Tradição individualista
Veja outros nomes de forte apelo popular no país, quase sempre acima dos partidos a que pertenceram
Adhemar Pereira de Barros (1901-1969)
Foi governador por duas vezes de São Paulo, prefeito da capital paulista e candidato por duas vezes à Presidência da República (1955 e 1960). Fundador do Partido Social Progressista (PSP), considerava que a sigla era uma extensão de seu poder pessoal. O político deu origem ao que viria a ser chamado de "ademarismo", relação política pela qual um líder popular não prescinde das estruturas partidárias, mas age com considerável autonomia em relação a elas.

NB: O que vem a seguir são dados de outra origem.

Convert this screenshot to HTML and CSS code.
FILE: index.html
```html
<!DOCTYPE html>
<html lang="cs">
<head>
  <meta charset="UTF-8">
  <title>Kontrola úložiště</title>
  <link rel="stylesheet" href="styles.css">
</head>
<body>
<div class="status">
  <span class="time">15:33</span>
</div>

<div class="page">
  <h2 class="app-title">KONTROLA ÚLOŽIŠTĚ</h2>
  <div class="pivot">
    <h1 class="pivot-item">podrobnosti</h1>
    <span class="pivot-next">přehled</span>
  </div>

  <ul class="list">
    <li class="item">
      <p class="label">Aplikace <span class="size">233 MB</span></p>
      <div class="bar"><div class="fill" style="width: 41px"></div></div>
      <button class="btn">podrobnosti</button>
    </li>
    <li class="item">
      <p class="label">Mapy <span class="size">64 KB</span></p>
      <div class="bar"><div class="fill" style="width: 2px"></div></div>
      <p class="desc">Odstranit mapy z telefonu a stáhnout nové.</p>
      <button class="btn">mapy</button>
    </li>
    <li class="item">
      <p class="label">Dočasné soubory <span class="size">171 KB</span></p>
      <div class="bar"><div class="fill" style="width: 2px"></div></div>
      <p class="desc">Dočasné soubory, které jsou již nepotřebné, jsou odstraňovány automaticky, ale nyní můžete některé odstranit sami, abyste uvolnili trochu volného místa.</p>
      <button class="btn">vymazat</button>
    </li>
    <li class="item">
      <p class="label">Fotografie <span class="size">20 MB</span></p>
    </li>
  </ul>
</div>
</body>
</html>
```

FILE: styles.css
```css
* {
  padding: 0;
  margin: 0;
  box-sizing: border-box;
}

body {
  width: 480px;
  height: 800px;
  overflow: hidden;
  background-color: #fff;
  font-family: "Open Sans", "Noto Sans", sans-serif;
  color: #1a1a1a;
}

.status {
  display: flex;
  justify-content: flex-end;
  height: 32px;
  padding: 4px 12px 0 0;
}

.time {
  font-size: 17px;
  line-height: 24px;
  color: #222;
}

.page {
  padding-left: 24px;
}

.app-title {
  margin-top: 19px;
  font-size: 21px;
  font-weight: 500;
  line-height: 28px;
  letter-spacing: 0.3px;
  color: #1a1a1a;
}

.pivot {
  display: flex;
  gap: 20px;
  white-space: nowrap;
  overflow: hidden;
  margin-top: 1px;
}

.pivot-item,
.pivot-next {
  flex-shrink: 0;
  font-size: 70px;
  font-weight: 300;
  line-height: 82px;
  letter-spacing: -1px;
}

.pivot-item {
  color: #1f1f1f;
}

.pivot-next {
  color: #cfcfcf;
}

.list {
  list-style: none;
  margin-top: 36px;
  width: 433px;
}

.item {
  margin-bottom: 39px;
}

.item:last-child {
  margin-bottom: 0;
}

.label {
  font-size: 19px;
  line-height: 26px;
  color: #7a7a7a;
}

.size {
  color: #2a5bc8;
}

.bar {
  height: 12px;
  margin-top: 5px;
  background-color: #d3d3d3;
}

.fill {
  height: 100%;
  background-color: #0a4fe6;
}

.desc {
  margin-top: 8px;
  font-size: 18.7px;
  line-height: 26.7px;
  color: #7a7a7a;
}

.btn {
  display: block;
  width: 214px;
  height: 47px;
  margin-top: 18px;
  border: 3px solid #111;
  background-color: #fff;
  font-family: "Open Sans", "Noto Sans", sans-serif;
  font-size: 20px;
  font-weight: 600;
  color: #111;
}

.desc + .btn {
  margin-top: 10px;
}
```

Carlos Lacerda (1914-1977)
Jornalista e político fluminense, campeão de votos como deputado federal pelo Distrito Federal e governador da Guanabara. Duro opositor do segundo governo de Getúlio Vargas, o integrante da União Democrática Nacional (UDN) foi alvo do famoso atentado da Rua Toneleros. A descoberta de envolvimento da chefia de segurança de Getúlio no crime levou a uma crise institucional. Lacerda tinha grande popularidade à frente do jornal Tribuna da Imprensa, do qual era fundador.
Getúlio Vargas (1882-1954)
Gaúcho de São Borja, tornou-se presidente por meio da célebre Revolução de 30 e ficou 15 anos no poder. Nesse período, implantou um estilo personalista, centralizador e autoritário. Foi forçado a renunciar por pressão do Exército e voltou ao poder na eleição presidencial de 1950, quando foi eleito com quase 49% dos votos. Diante de uma dura oposição da UDN e da repercussão do atentado da Rua Toneleros contra o adversário político Carlos Lacerda, cometeu suicídio em 1954 – o que provocou comoção popular no país.
Leonel Brizola (1922-2004)
Considerado herdeiro político de Getúlio Vargas e João Goulart, o gaúcho de Carazinho foi deputado estadual, federal, governador do Rio Grande do Sul e do Rio de Janeiro. Concorreu à Presidência da República como cabeça de chapa e como vice de Luiz Inácio Lula da Silva. Ligado ao PTB e, posteriormente, fundador do PDT, em 1961 comandou a Rede da Legalidade, que garantiu a posse do vice João Goulart após a surpreendente renúncia de Jânio Quadros da Presidência.